→ **Task prompt**
From the data that follows, copy every line holding the string "Clone".

→ **Supplied entries**
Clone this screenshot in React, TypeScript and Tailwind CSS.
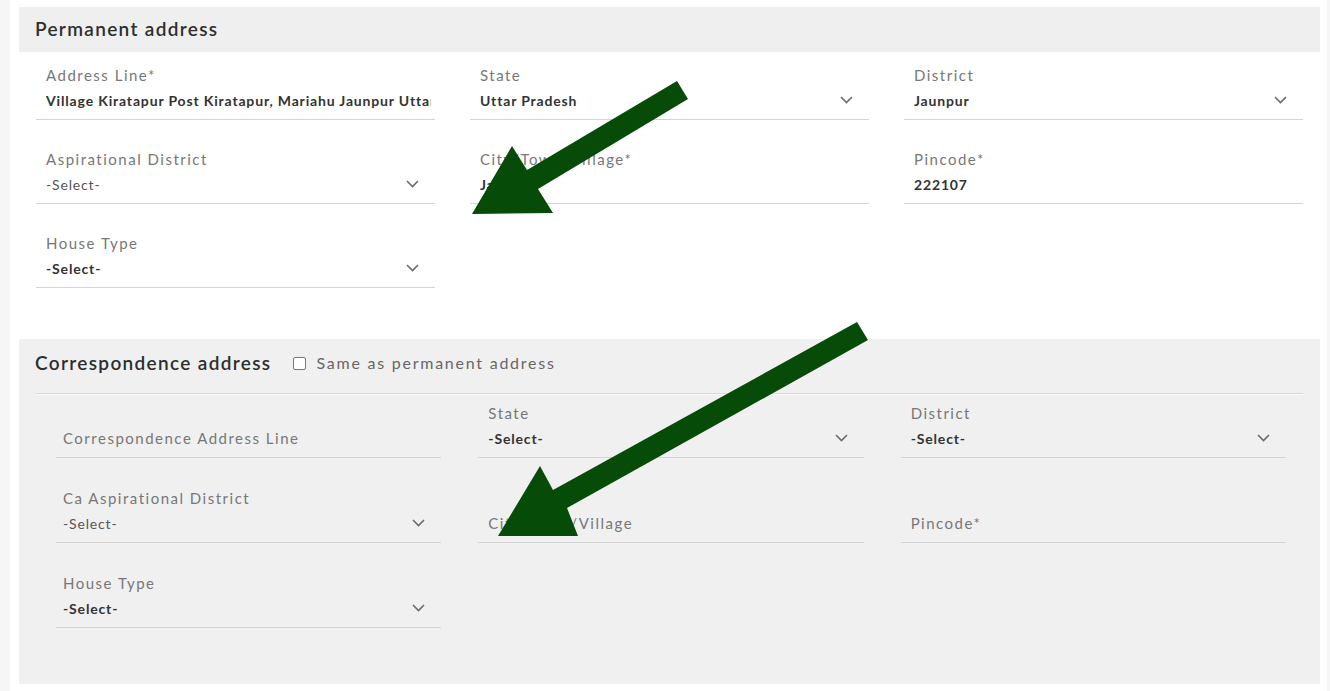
import React from "react";

type Field = {
  label?: string;
  value?: string;
  placeholder?: string;
  select?: boolean;
  muted?: boolean;
};

const permanent: Field[] = [
  { label: "Address Line*", value: "Village Kiratapur Post Kiratapur, Mariahu Jaunpur Uttar Pradesh" },
  { label: "State", value: "Uttar Pradesh", select: true },
  { label: "District", value: "Jaunpur", select: true },
  { label: "Aspirational District", value: "-Select-", select: true, muted: true },
  { label: "City/Town/Village*", value: "Jaunpur" },
  { label: "Pincode*", value: "222107" },
  { label: "House Type", value: "-Select-", select: true },
];

const correspondence: Field[] = [
  { placeholder: "Correspondence Address Line" },
  { label: "State", value: "-Select-", select: true },
  { label: "District", value: "-Select-", select: true },
  { label: "Ca Aspirational District", value: "-Select-", select: true, muted: true },
  { placeholder: "City/Town/Village" },
  { placeholder: "Pincode*" },
  { label: "House Type", value: "-Select-", select: true },
];

function Chevron() {
  return (
    <svg width="13" height="8" viewBox="0 0 13 8" fill="none" className="shrink-0">
      <path d="M1 1l5.5 5.5L12 1" stroke="#6b6b6b" strokeWidth="1.6" />
    </svg>
  );
}

function FormField({ f, pad }: { f: Field; pad: string }) {
  return (
    <div className="border-b border-[#d4d4d4]">
      <div className={`${pad} ${f.select ? "pr-[16px]" : "pr-[4px]"} pb-[9px]`}>
        <div className="h-[18px] leading-[18px] text-[15px] tracking-[0.1em] text-[#777]">
          {f.label ?? ""}
        </div>
        <div className="mt-[6px] h-[20px] flex items-center justify-between gap-3">
          {f.select ? (
            <span
              className={`text-[14px] tracking-[0.06em] ${
                f.muted ? "font-normal text-[#555]" : "font-bold text-[#333]"
              }`}
            >
              {f.value}
            </span>
          ) : (
            <input
              readOnly
              value={f.value ?? ""}
              placeholder={f.placeholder}
              className="w-full min-w-0 bg-transparent outline-none text-[14px] font-bold tracking-[0.06em] text-[#333] placeholder:text-[15px] placeholder:font-normal placeholder:tracking-[0.1em] placeholder:text-[#777]"
            />
          )}
          {f.select && <Chevron />}
        </div>
      </div>
    </div>
  );
}

export default function App() {
  return (
    <div
      className="relative h-[691px] overflow-hidden bg-[#f6f6f6] pl-[10px] pr-[3px]"
      style={{ fontFamily: "Lato, 'Open Sans', sans-serif" }}
    >
      <div className="h-full bg-white pl-[9px] pr-[7px] pt-[7px]">
        {/* permanent address */}
        <div className="h-[45px] bg-[#efefef] px-[16px] flex items-center">
          <h2 className="text-[19px] font-semibold tracking-[0.07em] text-[#2e2e2e]">
            Permanent address
          </h2>
        </div>
        <div className="grid grid-cols-3 gap-x-[35px] gap-y-[30px] px-[17px] pt-[14px] pb-[51px]">
          {permanent.map((f, i) => (
            <FormField key={i} f={f} pad="pl-[10px]" />
          ))}
        </div>

        {/* correspondence address */}
        <div className="h-[345px] bg-[#f0f0f0] pt-[12px]">
          <div className="px-[16px] flex items-center h-[24px]">
            <h2 className="text-[19px] font-semibold tracking-[0.07em] text-[#2e2e2e]">
              Correspondence address
            </h2>
            <label className="ml-[22px] flex items-center gap-[10px] text-[16px] tracking-[0.11em] text-[#666]">
              <span className="h-[13px] w-[13px] rounded-[2px] border border-[#777] bg-white" />
              Same as permanent address
            </label>
          </div>
          <div className="mx-[17px] mt-[18px] border-t border-[#d9d9d9] shadow-[0_1px_0_#fafafa]" />
          <div className="grid grid-cols-3 gap-x-[37px] gap-y-[31px] pl-[37px] pr-[34px] pt-[10px]">
            {correspondence.map((f, i) => (
              <FormField key={i} f={f} pad={i % 3 === 0 ? "pl-[7px]" : "pl-[10px]"} />
            ))}
          </div>
        </div>
      </div>

      {/* pointer arrows */}
      <svg
        className="pointer-events-none absolute inset-0"
        width="1330"
        height="691"
        viewBox="0 0 1330 691"
      >
        <polygon
          points="677,81 527,170 512,146 472,214 553,213 538,189 688,99"
          fill="#064b08"
        />
        <polygon
          points="857,322 553,490 540,466 498,536 578,536 567,508 868,340"
          fill="#064b08"
        />
      </svg>
    </div>
  );
}
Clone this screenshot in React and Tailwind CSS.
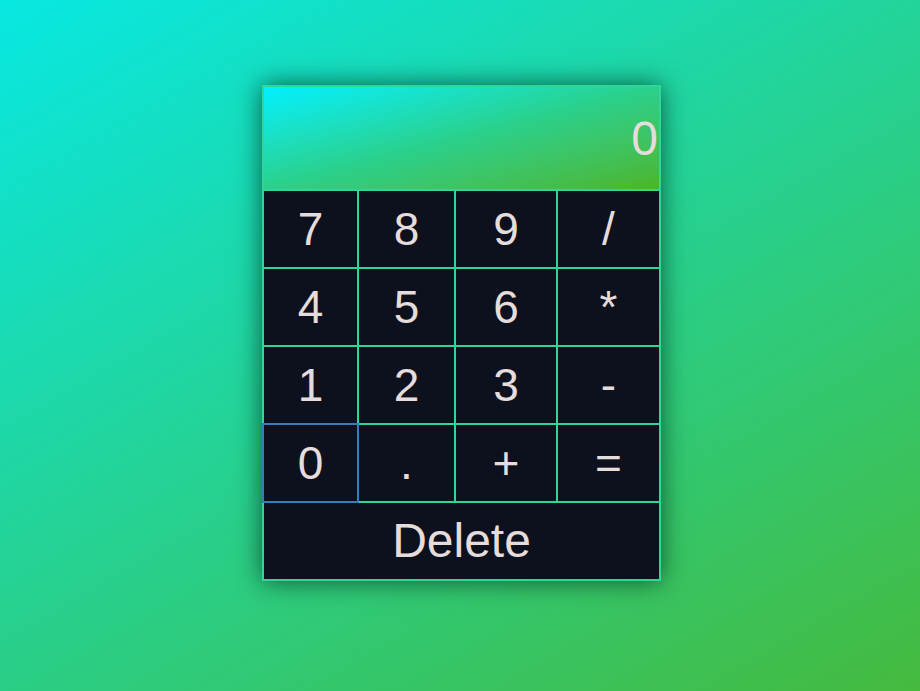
import { useState } from 'react';

const keys = [
    ['7', '8', '9', '/'],
    ['4', '5', '6', '*'],
    ['1', '2', '3', '-'],
    ['0', '.', '+', '='],
];

const App = () => {
    const [display, setDisplay] = useState('0');

    const handleKey = (k) => {
        if (k === '=') {
            try {
                // eslint-disable-next-line no-new-func
                setDisplay(String(Function('return (' + display + ')')()));
            } catch (e) {
                setDisplay('Error');
            }
            return;
        }
        setDisplay(prev => (prev === '0' || prev === 'Error' ? k : prev + k));
    };

    const handleDelete = () => {
        setDisplay(prev => (prev.length > 1 ? prev.slice(0, -1) : '0'));
    };

    return (
        <div
            className="min-h-[691px] w-full flex justify-center items-start pt-[85px] pl-[3px] bg-[linear-gradient(150deg,#08e8e2,#45ba3e)]"
            style={{ fontFamily: '"Liberation Sans", Arial, sans-serif' }}
        >
            <div className="w-[399px] border-2 border-[#2ed796] bg-[#2ed796] shadow-[0_0_24px_rgba(0,45,30,0.75)]">
                <div className="h-[102px] flex items-center justify-end pr-[1px] pt-[2px] bg-gradient-to-br from-[#00f0ff] via-[#2ad08a] to-[#4cb521] text-[#e6dcdc] text-[48px] leading-none">
                    {display}
                </div>
                <div className="grid grid-cols-[93px_95px_100px_101px] gap-[2px] mt-[2px]">
                    {keys.flat().map(k => (
                        <button
                            key={k}
                            type="button"
                            onClick={() => handleKey(k)}
                            className={`h-[76px] flex items-center justify-center bg-[#0d111d] text-[#e6dcdc] text-[46px] leading-none ${k === '0' ? 'outline-2 outline-solid outline-[#3a7db6] relative z-10' : ''}`}
                        >
                            {k}
                        </button>
                    ))}
                    <button
                        type="button"
                        onClick={handleDelete}
                        className="col-span-4 h-[76px] flex items-center justify-center bg-[#0d111d] text-[#e6dcdc] text-[48px] leading-none"
                    >
                        Delete
                    </button>
                </div>
            </div>
        </div>
    );
};

export default App;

→ **Answer in full**
Clone this screenshot in React, TypeScript and Tailwind CSS.
Clone this screenshot in React and Tailwind CSS.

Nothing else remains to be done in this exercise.